Python 3

PEP 3333 aims to resolve issues with Python 3 and WSGI.

This page is intended to collect ideas and proposals about WSGI amendments for Python 3.

See also Amendments to WSGI 1.0

Latest discussions

Proposals

There’s lots of discussions about the type of data (bytes versus unicode) in various places of the specification.

The actual competitors are:

mod_wsgi
[Ochtman2010]
all unicode
[Ronacher2009]
web3
[McDonough2010]
flat
optimized for ease of validation and low cognitive overhead (inputs are native except for the byte stream, all outputs are bytes)

Here is a summary table which outlines the bytes/unicode differences between these proposals.

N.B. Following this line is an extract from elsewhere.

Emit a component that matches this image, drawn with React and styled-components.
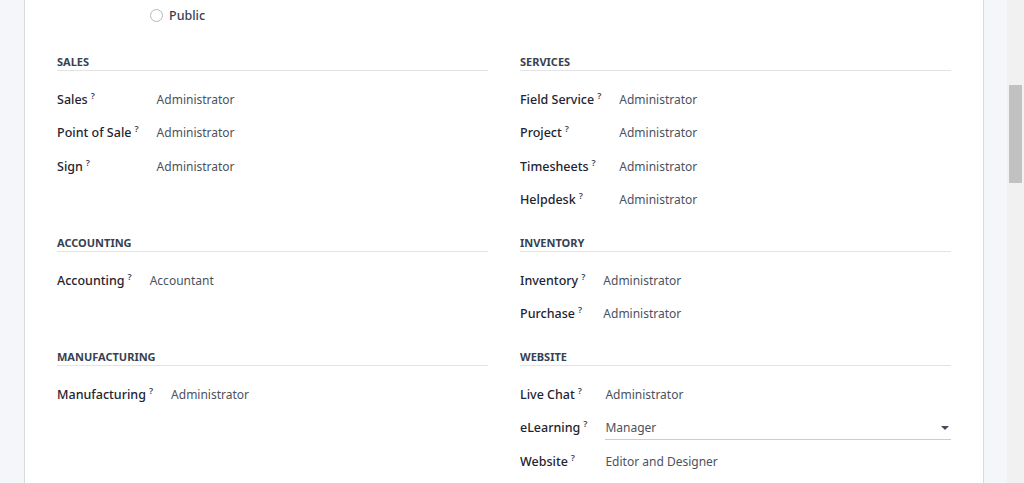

  WSGI 1.0 mod_wsgi Unicode web3 flat
environ keys bytes native
CGI values bytes native unicode bytes native (PEP 383)
SCRIPT_NAME, PATH_INFO, QUERY_STRING bytes native unicode (utf-8) bytes native (PEP 383)
wsgi.url_scheme bytes native unicode bytes native
wsgi.input bytes
status line bytes bytes (or native) unicode (or bytes) bytes bytes
headers bytes bytes (or native) unicode or bytes bytes bytes
response iterable bytes bytes (or native) bytes bytes bytes
write() callback bytes bytes (or native) (deprecated) (removed) (removed)

Notes:

  • a native string is the primary string type for a particular Python implementation:
    • for Python 2.x this is a byte string,
    • for Python 3.x this is a Unicode string
  • unless otherwise stated, all unicode strings are decoded using ISO-8859-1
  • when SCRIPT_NAME and PATH_INFO are ‘native’ or ‘unicode’, the environment should contain 2 additional values wsgi.script_name and wsgi.path_info which contain raw-bytes values. (Except in the flat proposal, which assumes CGI variables are decoded as utf-8 using PEP 383 surrogateescape encoding, and that the raw bytes can thus be retrieved by re-encoding.)
  • details about the mod_wsgi proposal:
    • it is already implemented in mod_wsgi 3.0
    • almost entirely compatible with current WSGI 1.0 for Python 2
    • it runs the WSGI 1.0 ‘Hello World!’ unchanged
  • details about the all unicode proposal:
    • the SCRIPT_NAME and PATH_INFO will be decoded as UTF-8. If it fails, they are decoded as ISO-8859-1. The name of the successful codec is stored in wsgi.uri_encoding.
    • the REQUEST_URI variable is optional and stores the full URI as requested by the client.
  • details about the web3 proposal:
    • this proposal does not try to be compatible with WSGI 1.0. It targets Python 2.6+ and Python 3.1+.
    • all wsgi.* variables are intentionally renamed web3.* in the document.